Not Meant to Govern Each Other


The late David Graeber talks with Occupy Wall Street demonstrators, image from London Real (2015)

The gradually accelerating collapse of our economic and financial systems, political systems, health and education systems, essential infrastructure, civil discourse, and of course our climate and ecological systems, and our utter incapacity to make them more than marginally and temporarily functional, has me thinking about governance.

Here’s how governance is defined:

Governance encompasses the system by which an organisation or society is controlled and operates, and the mechanisms by which it, and its people, are held to account. Ethics, risk management, compliance and administration are all elements of governance.

From reading the two Davids’ extraordinary book on past human cultures, The Dawn of Everything, it would seem that scale isn’t necessarily an impediment to functional governance.

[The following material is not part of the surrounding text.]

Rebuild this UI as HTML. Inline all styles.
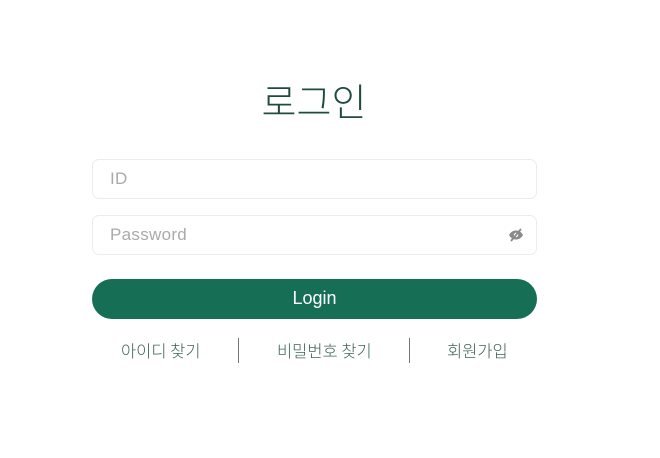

But likewise:

  • Large human settlements (cities and nations) have historically more often been networks of collaboration and exchange than complex, hierarchical structures, and certainly don’t have to be organized top-down; they are often confederacies of highly-autonomous small groups (what indigenous cultures call “Nations”).
  • Part of the global acrimony we are dealing with today arises from the feeling we’re ‘stuck’ with existing political structures, and that there are no longer any alternatives to them, which stems from a failure to understand history and its alternative structures, and a failure of imagination.
  • War isn’t necessarily a part of civilizations, and has often been absent for centuries, even since the invention of agriculture. But it’s possible that when war arose, the learnings about dominance of war opponents, and dominance behaviours, were then brought back and applied domestically in peace-time, and that is how slavery, oppression, incarceration and other (arguably unnecessary and dysfunctional) aspects of hierarchical cultures came to be acceptable within one’s own ‘tribe’ or ‘nation’. And in some cases (like ours) they then became considered inevitable and essential to the functioning of the tribe or nation. In short, war, and a culture of sustained aggression, sustained violence and ruthless competitiveness, are unnatural and have really fucked us up.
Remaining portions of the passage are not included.